Controversial Elle Macpherson ad escapes Australian ban

SYDNEY - The controversial new advertising campaign for Elle Macpherson Intimates, showing an underwear-clad knife-fighting model, has been cleared for screening in Australia as it faces calls to be banned in the UK.

The Advertising Standards Board in Australia, the self-regulatory system that deals with complaints about ads, had reviewed the campaign following a number of complaints from viewers after first being screened in August.

The ad, called "knife fight", opens with a woman standing in Intimates underwear picking up and putting down knives in a kitchen. It then shows two women having a naked knife fight and ends with a woman cleaning blood off the kitchen floor. At no point in the ad can the women's faces be seen.

There have also been calls from lobbying groups to ban the campaign for promoting violence against women, and an opinion piece in the newspaper the Sydney Morning Herald slammed the campaign, saying: "The ad just seems like a misogynist's sick fantasy, not the creative oeuvre of a fabulously lucky, successful Australian mother of two. She must really be desperate to sell bras."
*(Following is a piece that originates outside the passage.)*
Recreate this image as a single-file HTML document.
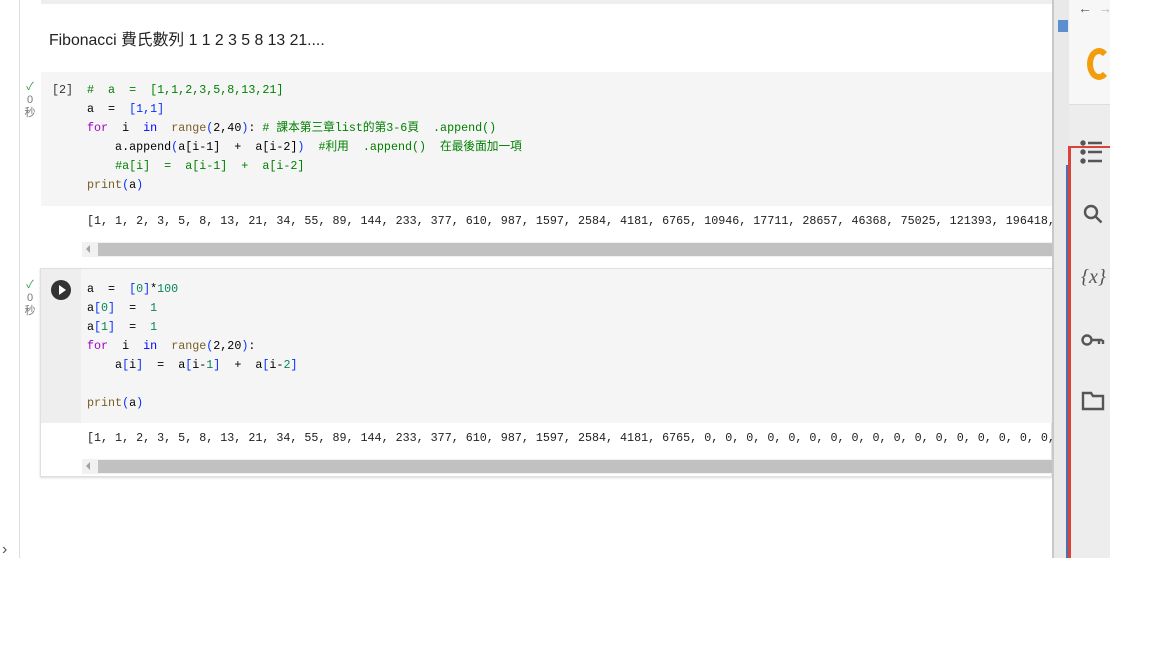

However, the Advertising Standards Board has rejected the complaints, saying that it did not consider the material to break the code regarding the portrayal of sex, sexuality and nudity. The ad was already restricted to being screened after 8.30pm.

The campaign has caused a storm in the UK before it was even screened. The mother of murder victim Jane Longhurst, who was killed by a man obsessed with images of necrophilia and violent sex, has called for the campaign to be banned because it links sexual titillation with violence.

Elle Macpherson, who gets a credit as creative director on her website, has said: "The imagery is beautifully haunting and ambiguous."

The ads, which can be viewed here, were created by Australian creative agency The Glue Society and photographer Mario Sorrenti. There are two other executions in the campaign, as well as series of print ads.